Jingisukan is another speciality of the region: grilled mutton accompanied by a rich broth to pour over it. It’s a difficult dish to find elsewhere in Japan, where lamb is rarely eaten.
Where to stay in Sapporo
The city’s hotels are predominantly focused on business guests, and providing modern and efficient facilities. I’d pick out the JR Tower Hotel Nikko Sapporo for its central location, spa and views across the city.
Shikotsu-Toya National Park
From Sapporo, you can fly back to Honshu. But if you want to explore further, or catch the bullet train back from near Hakodate, I recommend adding Shikotsu-Toya National Park to your itinerary (it’s also an alternative to the island’s eastern parks).
The park has the obligatory hot springs, and hiking and cycling trails, but the active sulphur vents scored into the landscape between the alpine forests take this particular wilderness up a notch.
The aptly named Jigokudani (‘Hell Valley’) is the most dramatic: a huge scar runs through the wooded valley, plumes of sulphur bubbling from black mud pools. From the nearby car park, you can follow a marked trail to a series of viewing platforms.

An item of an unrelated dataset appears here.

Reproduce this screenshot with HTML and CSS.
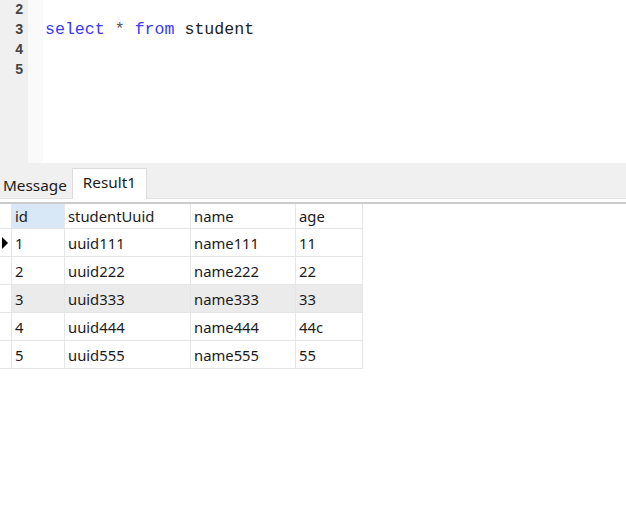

Where to stay in Shikotsu-Toya National Park
Mizu no Uta is a modern, ryokan-style hotel on the shores of Lake Shikotsu, one of the park’s caldera lakes. Some of the rooms come with a private onsen that overlooks the surrounding pine forest.
When to drive through Hokkaido
Snowbound for half the year, it’s worth waiting until June to visit Hokkaido when the last of the drifts have melted.
During June and July, you’re likely to see the majority of the flowers in bloom, as the weather gradually peaks to around 25°C (77°F) in August.
In September and October you’ll catch the leaves turning autumnal. By November, the snow has usually hit and attractions begin to close.
If you’re not driving, you can also visit Hokkaido in February for the Sapporo Snow Festival.